Five young women sue Casey County schools over alleged bullying


SOUTH-CENTRAL KENTUCKY BUREAU

Five young women allege in a lawsuit that other girls cursed, threatened and physically attacked them at Casey County schools and that school officials ignored or made light of the bullying, telling one victim she needed to “toughen up.”

The abuse was so bad, and the response by school officials so inadequate, that the victims experienced physical injury, depression and anxiety. All five transferred to other county school systems or were placed on homebound instruction, but their emotional trauma continues, according to the lawsuit.

“I think the whole ordeal instilled a fear in us that we’ll never be able to get rid of,” one plaintiff, Lacy Griffith, 18, said in an interview today.

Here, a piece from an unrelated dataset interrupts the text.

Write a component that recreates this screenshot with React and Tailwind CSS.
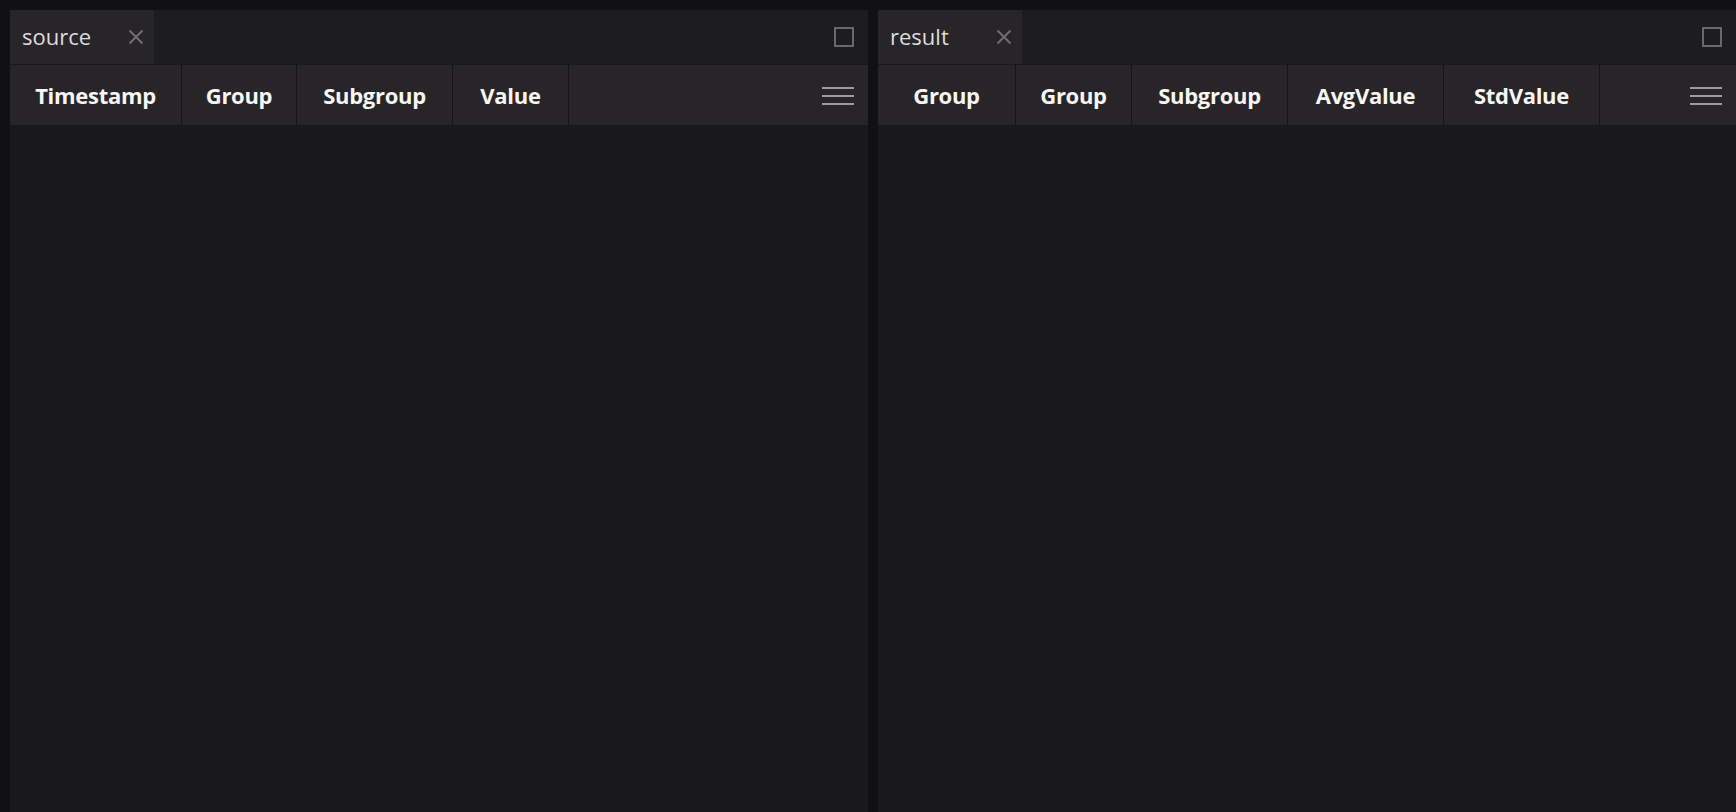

She finished school last semester in a homebound program and was afraid to go to her graduation ceremony.

Another plaintiff, Rachel Weddle, 15, said she had good grades and liked school before another student attacked her in the gym, punching her for several minutes before another student finally ran to find the teacher. Her grades slipped after the attack and she doesn’t enjoy school as she once did, Weddle said.

“I’m scared the same things are going to happen,” she said.

Attorneys for the five, now ages 15 to 18, filed the lawsuit in Casey Circuit Court on Friday. The complaint lists Superintendent Linda Hatter; Casey County High School Principal Tim Goodlett; Jerry Pierce, who recently retired as assistant principal at the high school; and 11 other administrators, teachers or school employees as defendants.

Most of the alleged incidents, including a graphic, obscenity-filled death threat, took place at the high school, although one teen alleged the abuse started in middle school.

The lawsuit’s allegations of abuse date to late 2002. Two of the plaintiffs graduated last semester, two will attend school in other counties this fall, and the fifth will be on homebound instruction.

The five said they had not experienced similar problems in other school districts. One of their attorneys, Brenda Popplewell of Somerset, said she thinks Casey County schools have failed so often to properly address bullying that it’s become ingrained.

“I thing they’ve created a culture where bullying is accepted, through inaction,” Popplewell said. She represents the five along with Ned Pillersdorf of Prestonsburg and Ted Lavit of Lebanon.

The lawsuit alleges that the school officials were negligent, inflicted emotional distress on the five students and denied them their rights to an education. It seeks unspecified damages.

Hatter said today she had not seen the lawsuit and could not comment in detail. However, she said the Casey County school system has policies against bullying and harassment and has done a good job handling any reports of problems it has received.

“We would not condone any bullying or harassment,” Hatter said.